Gilles de Rais a donné naissance au mythe de Barbe Bleue. Qui était-il, cet homme assoiffé du sang et des souffrances de très jeunes garçons ? « Ce fut un tueur d’enfants, un pédéraste, un sodomite, une bête enragée ; il eut de grands vices, mais n’en appartient que davantage à notre pauvre humanité. » (p. 13) Fidèle compagnon de Jeanne d’Arc, richissime et dispendieux marquis aux innombrables châteaux, le seigneur de Rais reste un mystère sur lequel plane un parfum de souffre. « Il se penche sur les cadavres. La mort devient sa compagne. Il veut la démasquer. Il y a de l’obstination dans cette quête. Il poursuit un but caché. Le connaît-il lui-même ? Il entre chaque jour un peu plus dans l’ombre du crime. Il est un assassin, il le reconnaît au plaisir qu’il a de tuer. » (p. 50) Ses meurtres et ses vices, il les accomplit alors que la France se cherche un roi, luttant contre l’ennemi anglais au cours de l’interminable Guerre de Cent Ans. Tandis que les manigances et les complots secouent la Cour, Gilles de Rais, dans ses terres, poursuit des jouissances de plus en plus sinistres. Cependant, au cours de son procès, c’est un repentir sincère qu’il exprimera, touché par la grâce qu’il a tant souillée.
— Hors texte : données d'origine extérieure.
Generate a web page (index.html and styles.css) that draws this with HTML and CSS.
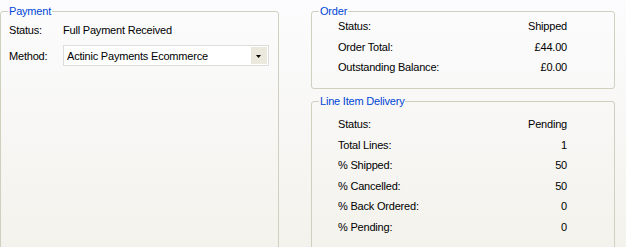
FILE: index.html
```html
<!DOCTYPE html>
<html>
<head>
<meta charset="utf-8">
<link rel="stylesheet" href="styles.css">
</head>
<body>
<div class="page">
  <fieldset class="group payment">
    <legend>Payment</legend>
    <div class="pbody">
      <div class="prow">
        <span class="plabel">Status:</span>
        <span class="pvalue">Full Payment Received</span>
      </div>
      <div class="prow prow-select">
        <span class="plabel">Method:</span>
        <div class="select">
          <span class="select-text">Actinic Payments Ecommerce</span>
          <span class="select-btn">
            <svg width="16" height="17" viewBox="0 0 16 17"><polygon points="5,8 10,8 7.5,11" fill="#000"/></svg>
          </span>
        </div>
      </div>
    </div>
  </fieldset>
  <div class="right">
    <fieldset class="group order">
      <legend>Order</legend>
      <div class="rows rows-order">
        <div class="row"><span>Status:</span><span>Shipped</span></div>
        <div class="row"><span>Order Total:</span><span>£44.00</span></div>
        <div class="row"><span>Outstanding Balance:</span><span>£0.00</span></div>
      </div>
    </fieldset>
    <fieldset class="group lines">
      <legend>Line Item Delivery</legend>
      <div class="rows rows-lines">
        <div class="row"><span>Status:</span><span>Pending</span></div>
        <div class="row"><span>Total Lines:</span><span>1</span></div>
        <div class="row"><span>% Shipped:</span><span>50</span></div>
        <div class="row"><span>% Cancelled:</span><span>50</span></div>
        <div class="row"><span>% Back Ordered:</span><span>0</span></div>
        <div class="row"><span>% Pending:</span><span>0</span></div>
      </div>
    </fieldset>
  </div>
</div>
</body>
</html>
```
FILE: styles.css
```css
html, body {
  margin: 0;
  padding: 0;
}
body {
  width: 626px;
  height: 247px;
  overflow: hidden;
  background: linear-gradient(#fcfcfe, #f3f2ec);
  font-family: "Liberation Sans", Arial, sans-serif;
  font-size: 11px;
  letter-spacing: -0.2px;
  color: #000;
}
.page {
  display: flex;
  gap: 32px;
  padding-top: 5px;
  height: 242px;
  overflow: hidden;
}
.group {
  margin: 0;
  padding: 0;
  border: 1px solid #d0d0bf;
  border-radius: 3px;
  box-sizing: border-box;
  min-width: 0;
}
.group legend {
  margin-left: 7px;
  padding: 0 1px;
  color: #0046d5;
  line-height: 13px;
  font-size: 11px;
}
.payment {
  width: 279px;
  height: 246px;
}
.pbody {
  padding-left: 8px;
}
.prow {
  display: flex;
  align-items: center;
  height: 24px;
}
.prow-select {
  height: 21px;
  margin-top: 3px;
}
.plabel {
  width: 54px;
  flex: none;
}
.select {
  width: 206px;
  height: 21px;
  box-sizing: border-box;
  border: 1px solid #dcdcd8;
  background: #fff;
  display: flex;
  align-items: center;
  justify-content: space-between;
}
.select-text {
  padding-left: 3px;
}
.select-btn {
  width: 16px;
  height: 17px;
  margin-right: 1px;
  background: #ebe9dd;
  display: flex;
}
.right {
  display: flex;
  flex-direction: column;
  gap: 6px;
  width: 304px;
}
.order {
  height: 84px;
  flex: none;
}
.lines {
  height: 156px;
  flex: none;
}
.rows {
  padding: 0 47px 0 26px;
}
.rows-order {
  margin-top: -2px;
}
.rows-lines {
  margin-top: 6px;
}
.row {
  display: flex;
  justify-content: space-between;
  align-items: center;
  height: 20.5px;
}
```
Pierre Combescot aime l’Histoire, il sait la raviver et la mettre en mouvement sous nos yeux. Nous voilà dans les salles basses de Tiffauges, au côté des victimes juvéniles sur le point de périr. On ressent la fureur qui anime le seigneur des lieux et la folie qui ébranle son esprit avide et malade.
Gilles de Rais est une figure historique fascinante que j’ai déjà eu beaucoup de plaisir à croiser sous la plume de Michel Tournier avec Gilles et Jeanne ou Le roi des Aulnes, ou de Joris-Karl Huysmans avec Là-bas.